— Begin DATASET CONTENT —

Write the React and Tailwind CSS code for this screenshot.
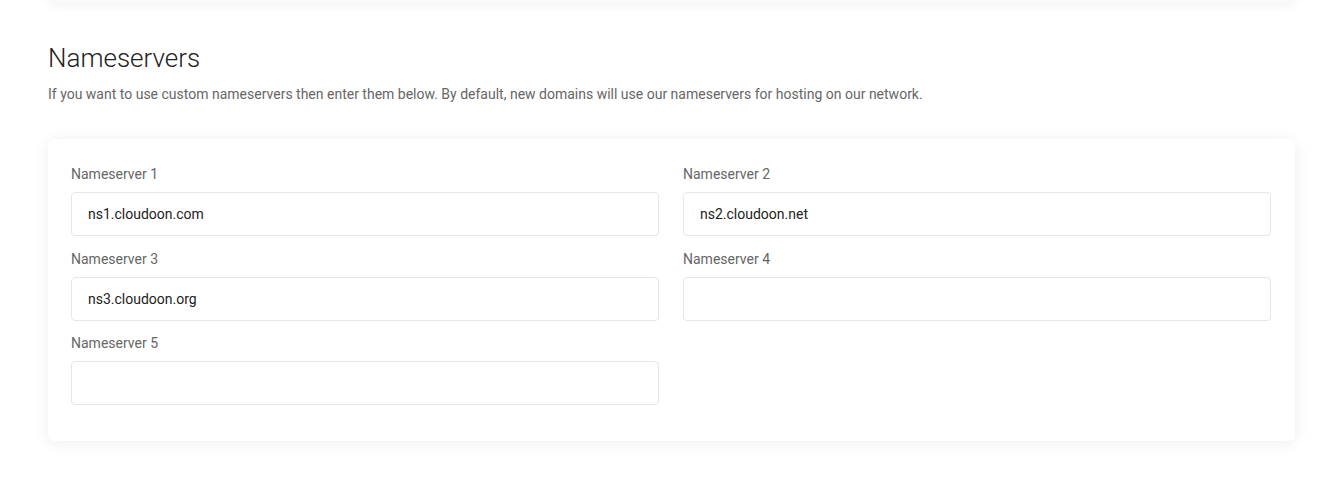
import React from "react";

const fields = [
  { label: "Nameserver 1", value: "ns1.cloudoon.com" },
  { label: "Nameserver 2", value: "ns2.cloudoon.net" },
  { label: "Nameserver 3", value: "ns3.cloudoon.org" },
  { label: "Nameserver 4", value: "" },
  { label: "Nameserver 5", value: "" },
];

export default function App() {
  return (
    <div
      className="min-h-[481px] bg-white overflow-hidden"
      style={{ fontFamily: "Roboto, 'Liberation Sans', sans-serif" }}
    >
      <div className="ml-[48px] w-[1247px] h-[20px] -mt-[17px] bg-[#fafafa] rounded-b-[6px] shadow-[0_2px_12px_rgba(0,0,0,0.06)]" />
      <div className="pl-[48px] pt-[40px]">
        <h2 className="text-[26px] leading-[31px] font-light text-[#222] mb-[10px]">
          Nameservers
        </h2>
        <p className="text-[14px] leading-[21px] text-[#666]">
          If you want to use custom nameservers then enter them below. By default, new domains will use our nameservers for hosting on our network.
        </p>
        <div className="mt-[34px] w-[1247px] bg-white rounded-[6px] shadow-[0_2px_16px_rgba(0,0,0,0.07)] pl-[23px] pr-[24px] pt-[25px] pb-[23px]">
          <div className="grid grid-cols-2 gap-x-[24px]">
            {fields.map((f) => (
              <div key={f.label} className="mb-[12.5px]">
                <label className="block text-[14px] leading-[21px] text-[#666] mb-[7px]">
                  {f.label}
                </label>
                <input
                  readOnly
                  value={f.value}
                  className="block w-full h-[44px] px-[16px] border border-[#e6e6e6] rounded-[4px] text-[14px] text-[#222] bg-white outline-none"
                  style={{ fontFamily: "Roboto, 'Liberation Sans', sans-serif" }}
                />
              </div>
            ))}
          </div>
        </div>
      </div>
    </div>
  );
}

— End DATASET CONTENT —

Do not include the images; transcribe the rest of the listing exactly.

Write the React and Tailwind CSS code for this screenshot.
import React from "react";

const fields = [
  { label: "Nameserver 1", value: "ns1.cloudoon.com" },
  { label: "Nameserver 2", value: "ns2.cloudoon.net" },
  { label: "Nameserver 3", value: "ns3.cloudoon.org" },
  { label: "Nameserver 4", value: "" },
  { label: "Nameserver 5", value: "" },
];

export default function App() {
  return (
    <div
      className="min-h-[481px] bg-white overflow-hidden"
      style={{ fontFamily: "Roboto, 'Liberation Sans', sans-serif" }}
    >
      <div className="ml-[48px] w-[1247px] h-[20px] -mt-[17px] bg-[#fafafa] rounded-b-[6px] shadow-[0_2px_12px_rgba(0,0,0,0.06)]" />
      <div className="pl-[48px] pt-[40px]">
        <h2 className="text-[26px] leading-[31px] font-light text-[#222] mb-[10px]">
          Nameservers
        </h2>
        <p className="text-[14px] leading-[21px] text-[#666]">
          If you want to use custom nameservers then enter them below. By default, new domains will use our nameservers for hosting on our network.
        </p>
        <div className="mt-[34px] w-[1247px] bg-white rounded-[6px] shadow-[0_2px_16px_rgba(0,0,0,0.07)] pl-[23px] pr-[24px] pt-[25px] pb-[23px]">
          <div className="grid grid-cols-2 gap-x-[24px]">
            {fields.map((f) => (
              <div key={f.label} className="mb-[12.5px]">
                <label className="block text-[14px] leading-[21px] text-[#666] mb-[7px]">
                  {f.label}
                </label>
                <input
                  readOnly
                  value={f.value}
                  className="block w-full h-[44px] px-[16px] border border-[#e6e6e6] rounded-[4px] text-[14px] text-[#222] bg-white outline-none"
                  style={{ fontFamily: "Roboto, 'Liberation Sans', sans-serif" }}
                />
              </div>
            ))}
          </div>
        </div>
      </div>
    </div>
  );
}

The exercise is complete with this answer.